Superflux founders Anab Jain and Jon Ardern imagine that climate change will completely change the way people live their lives over the next 100 years, as day-to-day survival becomes increasingly difficult.
With the installation Mitigation of Shock, currently on show at the ArtScience Museum in Singapore, they have created a fictional home that responds to the issues of "extreme weather conditions, economic uncertainty and broken global supply chains".
It is equipped with tools that occupants might need to source food and water, as well as to travel around the city.
The designers see the project as optimistic rather than dystopian.
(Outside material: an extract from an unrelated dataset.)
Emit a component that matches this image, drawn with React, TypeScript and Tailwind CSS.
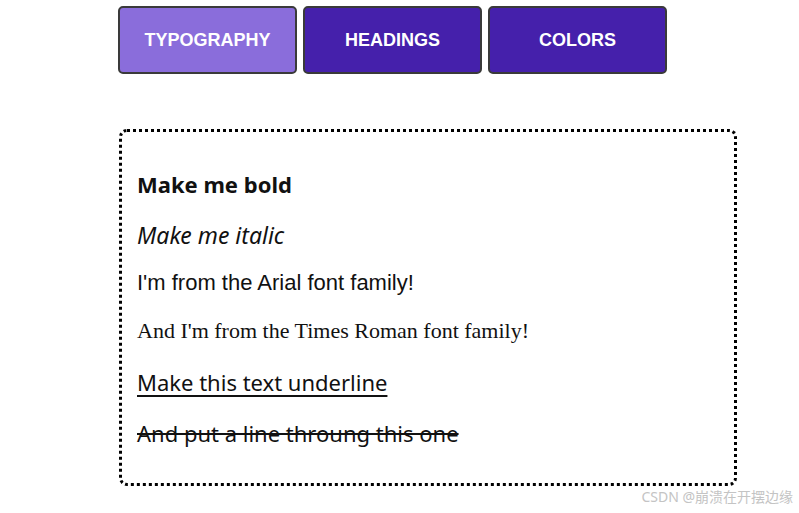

They hope to show that humans are a resourceful species, able to radically adapt to new situations and environments, and invent new ways of living.
"For us, Mitigation of Shock is not apocalyptic, but instead a pragmatic vision of hope, emerging from a dystopian future ravaged by climate change," explained Ardern.
"On a personal level, it can be difficult for people to imagine how an issue like global warming might affect everyday life for our future selves, or generations to come," he continued.
"Our immersive simulation merges the macabre and the mundane as the social and economic consequences of climate change infiltrate the dome...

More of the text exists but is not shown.